● **Exercise brief**
Pictures stay out. Extract the lines below from the first one through the line with "MdArrowDropDown, MdArrowDownward, MdSearch", both included.

● **Dataset content**
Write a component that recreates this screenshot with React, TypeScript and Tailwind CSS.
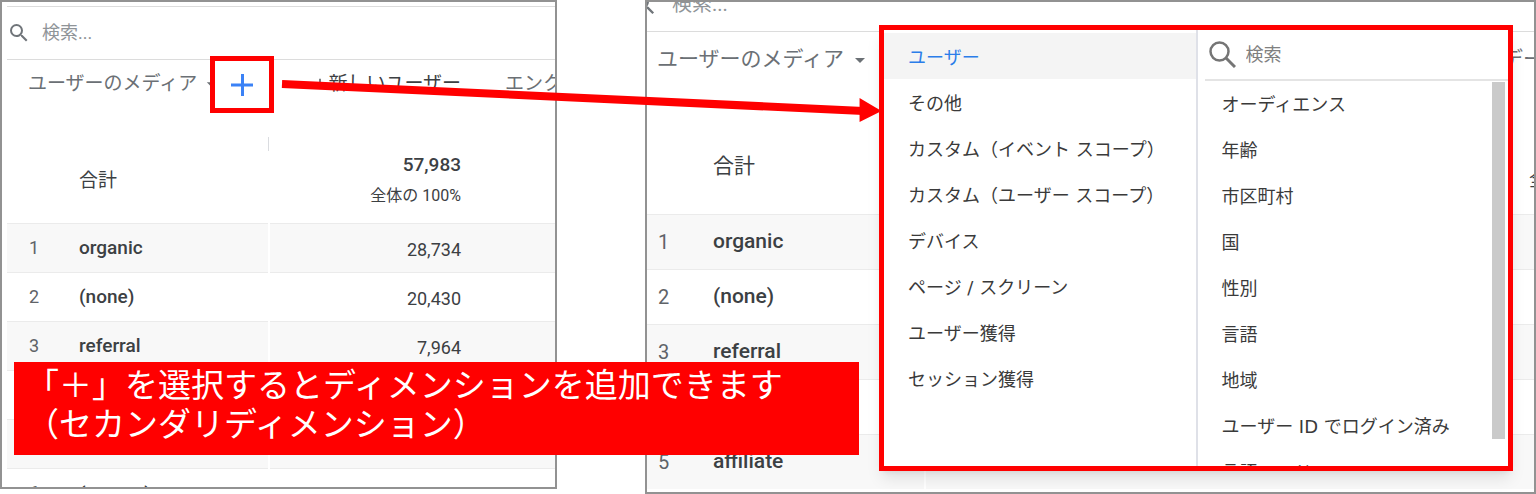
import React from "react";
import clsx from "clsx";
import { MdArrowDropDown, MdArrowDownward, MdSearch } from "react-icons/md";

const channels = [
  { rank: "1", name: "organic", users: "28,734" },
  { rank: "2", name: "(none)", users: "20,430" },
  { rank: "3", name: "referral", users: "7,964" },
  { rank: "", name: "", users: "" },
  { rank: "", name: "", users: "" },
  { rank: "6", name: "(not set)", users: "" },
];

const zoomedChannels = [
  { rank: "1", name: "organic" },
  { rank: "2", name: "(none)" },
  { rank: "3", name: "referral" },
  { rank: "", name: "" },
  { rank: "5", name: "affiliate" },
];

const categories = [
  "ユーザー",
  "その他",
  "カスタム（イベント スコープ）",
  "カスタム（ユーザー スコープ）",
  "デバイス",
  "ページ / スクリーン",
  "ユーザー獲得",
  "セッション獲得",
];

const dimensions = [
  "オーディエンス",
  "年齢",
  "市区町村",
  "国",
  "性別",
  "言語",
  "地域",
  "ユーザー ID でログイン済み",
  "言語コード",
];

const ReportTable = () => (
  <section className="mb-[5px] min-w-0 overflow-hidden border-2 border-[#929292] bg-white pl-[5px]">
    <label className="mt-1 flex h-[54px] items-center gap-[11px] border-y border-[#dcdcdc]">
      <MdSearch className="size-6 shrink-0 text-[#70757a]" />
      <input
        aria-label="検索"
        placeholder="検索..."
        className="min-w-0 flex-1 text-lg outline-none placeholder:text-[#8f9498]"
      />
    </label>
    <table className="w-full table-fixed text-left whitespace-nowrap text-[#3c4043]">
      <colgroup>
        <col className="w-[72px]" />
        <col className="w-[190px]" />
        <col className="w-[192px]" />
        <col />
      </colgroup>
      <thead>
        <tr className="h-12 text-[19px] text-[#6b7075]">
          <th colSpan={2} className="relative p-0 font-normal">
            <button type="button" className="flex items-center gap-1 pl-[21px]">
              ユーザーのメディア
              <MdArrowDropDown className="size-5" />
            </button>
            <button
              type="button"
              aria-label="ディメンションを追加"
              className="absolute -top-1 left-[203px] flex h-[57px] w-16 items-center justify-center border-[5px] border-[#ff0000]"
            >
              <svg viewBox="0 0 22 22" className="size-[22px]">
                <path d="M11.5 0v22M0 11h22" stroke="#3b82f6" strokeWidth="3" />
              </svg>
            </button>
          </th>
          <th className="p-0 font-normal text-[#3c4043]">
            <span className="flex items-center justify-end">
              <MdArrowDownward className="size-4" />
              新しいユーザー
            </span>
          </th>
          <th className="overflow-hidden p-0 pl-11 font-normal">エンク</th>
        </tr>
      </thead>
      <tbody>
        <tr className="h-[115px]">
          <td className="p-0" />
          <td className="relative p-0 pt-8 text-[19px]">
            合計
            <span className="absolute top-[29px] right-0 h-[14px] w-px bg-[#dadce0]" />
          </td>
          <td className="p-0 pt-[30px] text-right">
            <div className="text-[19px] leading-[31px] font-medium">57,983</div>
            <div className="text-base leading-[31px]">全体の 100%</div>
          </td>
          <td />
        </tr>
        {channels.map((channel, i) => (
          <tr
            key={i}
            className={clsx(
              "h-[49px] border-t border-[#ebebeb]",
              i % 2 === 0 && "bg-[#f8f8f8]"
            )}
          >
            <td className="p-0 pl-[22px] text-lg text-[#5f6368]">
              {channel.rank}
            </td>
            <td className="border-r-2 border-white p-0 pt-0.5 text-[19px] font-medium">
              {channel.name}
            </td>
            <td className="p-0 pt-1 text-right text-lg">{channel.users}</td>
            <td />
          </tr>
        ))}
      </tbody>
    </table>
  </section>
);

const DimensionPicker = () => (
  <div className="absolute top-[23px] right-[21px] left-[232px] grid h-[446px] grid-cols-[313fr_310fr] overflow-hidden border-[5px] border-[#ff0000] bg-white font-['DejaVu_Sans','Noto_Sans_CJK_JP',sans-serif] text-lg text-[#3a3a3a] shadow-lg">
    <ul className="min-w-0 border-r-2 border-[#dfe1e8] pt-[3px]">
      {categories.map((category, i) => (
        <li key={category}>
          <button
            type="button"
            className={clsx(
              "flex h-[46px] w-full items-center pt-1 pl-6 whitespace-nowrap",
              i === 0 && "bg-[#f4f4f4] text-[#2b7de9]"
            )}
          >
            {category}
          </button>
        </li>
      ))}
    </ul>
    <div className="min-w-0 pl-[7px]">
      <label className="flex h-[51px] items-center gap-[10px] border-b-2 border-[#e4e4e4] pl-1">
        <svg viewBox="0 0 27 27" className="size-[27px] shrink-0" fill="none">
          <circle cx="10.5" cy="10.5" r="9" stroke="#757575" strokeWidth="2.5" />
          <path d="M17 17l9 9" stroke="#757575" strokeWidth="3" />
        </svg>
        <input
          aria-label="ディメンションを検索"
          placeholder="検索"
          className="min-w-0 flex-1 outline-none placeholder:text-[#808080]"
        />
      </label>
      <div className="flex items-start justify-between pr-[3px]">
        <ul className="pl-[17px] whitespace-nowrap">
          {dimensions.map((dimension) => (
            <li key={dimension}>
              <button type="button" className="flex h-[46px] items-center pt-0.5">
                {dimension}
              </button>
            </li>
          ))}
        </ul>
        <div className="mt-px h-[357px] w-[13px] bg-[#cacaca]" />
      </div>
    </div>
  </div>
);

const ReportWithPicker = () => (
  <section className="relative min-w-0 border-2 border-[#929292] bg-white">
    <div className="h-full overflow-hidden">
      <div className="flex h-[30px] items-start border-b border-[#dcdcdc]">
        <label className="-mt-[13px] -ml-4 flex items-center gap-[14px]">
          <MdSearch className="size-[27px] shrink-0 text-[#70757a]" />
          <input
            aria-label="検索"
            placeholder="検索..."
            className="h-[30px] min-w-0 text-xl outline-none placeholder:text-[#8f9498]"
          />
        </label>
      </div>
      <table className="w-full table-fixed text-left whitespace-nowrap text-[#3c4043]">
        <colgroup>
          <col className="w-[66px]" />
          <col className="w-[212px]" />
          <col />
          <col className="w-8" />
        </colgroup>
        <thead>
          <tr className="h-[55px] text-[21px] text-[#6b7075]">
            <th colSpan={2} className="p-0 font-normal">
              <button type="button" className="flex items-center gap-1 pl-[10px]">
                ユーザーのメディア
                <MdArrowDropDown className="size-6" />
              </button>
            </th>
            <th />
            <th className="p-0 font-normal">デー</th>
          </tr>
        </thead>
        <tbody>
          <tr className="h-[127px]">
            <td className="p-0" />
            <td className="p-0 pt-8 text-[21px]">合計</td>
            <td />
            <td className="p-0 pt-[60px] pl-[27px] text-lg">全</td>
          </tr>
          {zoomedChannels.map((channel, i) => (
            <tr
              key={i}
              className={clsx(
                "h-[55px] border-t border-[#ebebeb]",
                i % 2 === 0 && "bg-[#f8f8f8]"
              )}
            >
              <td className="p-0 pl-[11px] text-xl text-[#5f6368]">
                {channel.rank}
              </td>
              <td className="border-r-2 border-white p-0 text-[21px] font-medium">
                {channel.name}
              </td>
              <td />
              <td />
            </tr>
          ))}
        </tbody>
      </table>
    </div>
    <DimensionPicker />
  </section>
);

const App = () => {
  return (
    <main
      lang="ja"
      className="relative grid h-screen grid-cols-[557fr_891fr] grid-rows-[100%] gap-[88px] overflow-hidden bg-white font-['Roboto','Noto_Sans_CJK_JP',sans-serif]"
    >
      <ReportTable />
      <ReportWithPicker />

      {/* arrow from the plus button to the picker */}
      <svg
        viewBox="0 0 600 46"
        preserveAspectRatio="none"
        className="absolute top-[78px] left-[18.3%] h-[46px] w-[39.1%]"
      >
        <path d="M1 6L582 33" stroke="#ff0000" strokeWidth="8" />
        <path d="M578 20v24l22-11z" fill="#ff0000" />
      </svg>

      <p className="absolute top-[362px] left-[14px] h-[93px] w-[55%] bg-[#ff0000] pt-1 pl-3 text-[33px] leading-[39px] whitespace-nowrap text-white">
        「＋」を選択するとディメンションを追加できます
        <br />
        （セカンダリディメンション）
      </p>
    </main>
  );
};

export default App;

● **Task response**
Write a component that recreates this screenshot with React, TypeScript and Tailwind CSS.
import React from "react";
import clsx from "clsx";
import { MdArrowDropDown, MdArrowDownward, MdSearch } from "react-icons/md";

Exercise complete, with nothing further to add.